CHALLENGE:
Scan the lines below; pull out those with "that".

-- Begin --

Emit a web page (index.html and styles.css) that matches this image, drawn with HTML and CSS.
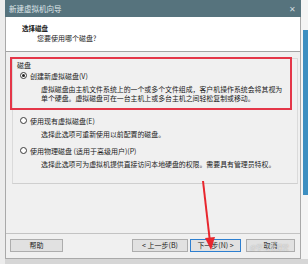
FILE: index.html
```html
<!DOCTYPE html>
<html lang="zh">
<head>
<meta charset="utf-8">
<title>新建虚拟机向导</title>
<link rel="stylesheet" href="styles.css">
</head>
<body>
<div class="screen">
  <div class="side-left"></div>
  <div class="dialog">
    <div class="titlebar">
      <span class="title">新建虚拟机向导</span>
      <span class="close">✕</span>
    </div>
    <div class="header">
      <div class="h-title">选择磁盘</div>
      <div class="h-sub">您要使用哪个磁盘?</div>
    </div>
    <div class="body">
      <div class="group">
        <div class="group-label">磁盘</div>
        <div class="option">
          <span class="radio checked"></span><span>创建新虚拟磁盘(V)</span>
        </div>
        <div class="desc first">虚拟磁盘由主机文件系统上的一个或多个文件组成，客户机操作系统会将其视为<br>单个硬盘。虚拟磁盘可在一台主机上或多台主机之间轻松复制或移动。</div>
        <div class="option">
          <span class="radio"></span><span>使用现有虚拟磁盘(E)</span>
        </div>
        <div class="desc">选择此选项可重新使用以前配置的磁盘。</div>
        <div class="option">
          <span class="radio"></span><span>使用物理磁盘 (适用于高级用户)(P)</span>
        </div>
        <div class="desc">选择此选项可为虚拟机提供直接访问本地硬盘的权限。需要具有管理员特权。</div>
      </div>
    </div>
    <div class="footer">
      <button class="btn help">帮助</button>
      <div class="spacer"></div>
      <button class="btn prev">&lt; 上一步(B)</button>
      <button class="btn next">下一步(N) &gt;</button>
      <button class="btn cancel">取消</button>
    </div>
  </div>
  <div class="side-right"><div class="blue"></div></div>
  <div class="highlight"></div>
  <svg class="arrow" width="30" height="80" viewBox="0 0 30 80">
    <line x1="7" y1="1" x2="14" y2="62" stroke="#e8262e" stroke-width="2"/>
    <polygon points="9,58 19,57 15,70" fill="#e8262e"/>
  </svg>
  <span class="watermark">@学习微课堂</span>
</div>
</body>
</html>
```

FILE: styles.css
```css
* { box-sizing: border-box; }
html, body { margin: 0; padding: 0; }
body {
  width: 308px;
  height: 264px;
  overflow: hidden;
  background: #f2f2f2;
  font-family: "Noto Sans CJK SC", "Microsoft YaHei", sans-serif;
  color: #1a1a1a;
}
.screen {
  position: relative;
  width: 308px;
  height: 264px;
  display: flex;
  align-items: flex-start;
  background: #d6d6d6;
}
.side-left {
  width: 5px;
  height: 264px;
  background: #ececec;
}
.dialog {
  width: 296px;
  height: 259px;
  display: flex;
  flex-direction: column;
  background: #f0f0f0;
  border-left: 1px solid #a9a9a9;
  border-right: 1px solid #a9a9a9;
  border-bottom: 1px solid #a9a9a9;
}
.titlebar {
  height: 17px;
  flex: none;
  background: #56737d;
  color: #dfe7ea;
  display: flex;
  align-items: center;
  justify-content: space-between;
  padding: 0 5px 0 4px;
  margin-left: -1px;
  margin-right: -1px;
}
.title { font-size: 7.5px; line-height: 1; }
.close { font-size: 8px; color: #cfdadd; line-height: 1; }
.header {
  height: 35px;
  flex: none;
  background: #ffffff;
  border-bottom: 1px solid #a3a3a3;
  padding: 6px 0 0 16px;
}
.h-title { font-size: 6.5px; font-weight: bold; line-height: 10px; }
.h-sub { font-size: 7px; line-height: 11px; padding-left: 15px; }
.body {
  flex: 1;
  padding: 6px 2px 0 6px;
}
.group {
  height: 126px;
  border: 1px solid #dadada;
  border-bottom-color: #cfcfcf;
  padding: 1px 0 0 4px;
  font-size: 7px;
}
.group-label { line-height: 10px; }
.option {
  display: flex;
  align-items: center;
  height: 11px;
  margin-left: 3px;
}
.radio {
  width: 7px;
  height: 7px;
  border: 1px solid #3a3a3a;
  border-radius: 50%;
  margin-right: 3px;
  position: relative;
  background: #fff;
}
.radio.checked::after {
  content: "";
  position: absolute;
  left: 1px; top: 1px;
  width: 3px; height: 3px;
  border-radius: 50%;
  background: #222;
}
.desc {
  font-size: 6.9px;
  line-height: 9px;
  padding-left: 24px;
  margin: 4px 0 6px;
  white-space: nowrap;
}
.desc.first { margin-bottom: 12px; }
.footer {
  margin-top: auto;
  height: 25px;
  flex: none;
  border-top: 1px solid #c3c3c3;
  display: flex;
  align-items: flex-start;
  padding: 5px 5px 0 4px;
}
.spacer { flex: 1; }
.btn {
  height: 13px;
  padding: 0;
  border: 1px solid #adadad;
  background: #e1e1e1;
  font-family: inherit;
  font-size: 7px;
  line-height: 11px;
  color: #222;
}
.btn.help { width: 53px; }
.btn.prev { width: 56px; }
.btn.next { width: 51px; margin-left: 2px; border-color: #2d7fd0; }
.btn.cancel { width: 49px; margin-left: 5px; }
.side-right {
  width: 7px;
  height: 259px;
  background: #f4f4f4;
  padding-top: 30px;
  padding-left: 2px;
}
.blue { width: 5px; height: 165px; background: #3d8fc1; }
.highlight {
  position: absolute;
  left: 10px; top: 57px;
  width: 282px; height: 53px;
  border: 2px solid #e43648;
}
.arrow { position: absolute; left: 196px; top: 180px; }
.watermark {
  position: absolute;
  left: 250px; top: 243px;
  font-size: 6.5px;
  line-height: 8px;
  color: rgba(255,255,255,0.7);
  text-shadow: 0 0 1px rgba(90,90,90,0.6);
}
```
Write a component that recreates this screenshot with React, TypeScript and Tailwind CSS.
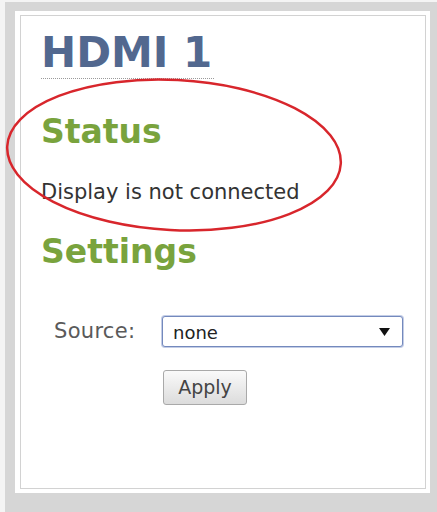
import React from 'react'

const font = { fontFamily: '"DejaVu Sans", Verdana, sans-serif' }

function Arrow(){
  return (
    <svg width="11" height="8" viewBox="0 0 11 8" className="shrink-0">
      <path d="M0 0 H11 L5.5 8 Z" fill="#111" />
    </svg>
  )
}

export default function App(){
  return (
    <div className="relative w-[437px] h-[512px] overflow-hidden bg-[#f4f4f4] pl-[5px] pt-[2px]" style={font}>
      {/* gray frame around the device panel */}
      <div className="w-[440px] h-[520px] bg-[#d6d6d6] pl-[10px] pt-[9px]">
        <div className="w-[415px] h-[482px] bg-white p-[4px] pl-[5px]">
          <div className="w-[406px] h-[474px] border border-[#d2d2d2] bg-white pl-[20px] pt-[16px]">
            <h1 className="inline-block text-[42px] leading-none font-bold text-[#52688f] pb-[4px] border-b border-dotted border-[#9a9a9a] pr-[2px]">HDMI 1</h1>

            <h2 className="mt-[36px] text-[33px] leading-none font-bold text-[#79a33d]">Status</h2>
            <p className="mt-[32px] text-[21px] leading-[24px] text-[#333]">Display is not connected</p>

            <h2 className="mt-[31px] text-[33px] leading-none font-bold text-[#79a33d]">Settings</h2>

            <div className="mt-[48px] flex items-center">
              <span className="ml-[13px] w-[108px] text-[21px] text-[#5a5a5a] tracking-[0.3px]">Source:</span>
              <div className="w-[241px] h-[31px] flex items-center justify-between rounded-[3px] border border-[#7489bd] bg-white pl-[10px] pr-[12px] shadow-[0_0_0_1px_#c3cde6]">
                <span className="text-[18px] text-[#222] pt-[2px]">none</span>
                <Arrow />
              </div>
            </div>

            <button className="ml-[122px] mt-[22px] w-[84px] h-[35px] rounded-[3px] border border-[#a9a9a9] bg-gradient-to-b from-[#fafafa] to-[#dcdcdc] text-[19px] text-[#444]" style={font}>Apply</button>
          </div>
        </div>
      </div>

      {/* red highlight ring */}
      <svg className="absolute left-0 top-0 pointer-events-none" width="437" height="512">
        <ellipse cx="174" cy="155" rx="167" ry="75" transform="rotate(3 174 155)" fill="none" stroke="#d8262c" strokeWidth="2.5" />
      </svg>
    </div>
  )
}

-- End --

SOLUTION FOR THIS EXERCISE:
Emit a web page (index.html and styles.css) that matches this image, drawn with HTML and CSS.
Write a component that recreates this screenshot with React, TypeScript and Tailwind CSS.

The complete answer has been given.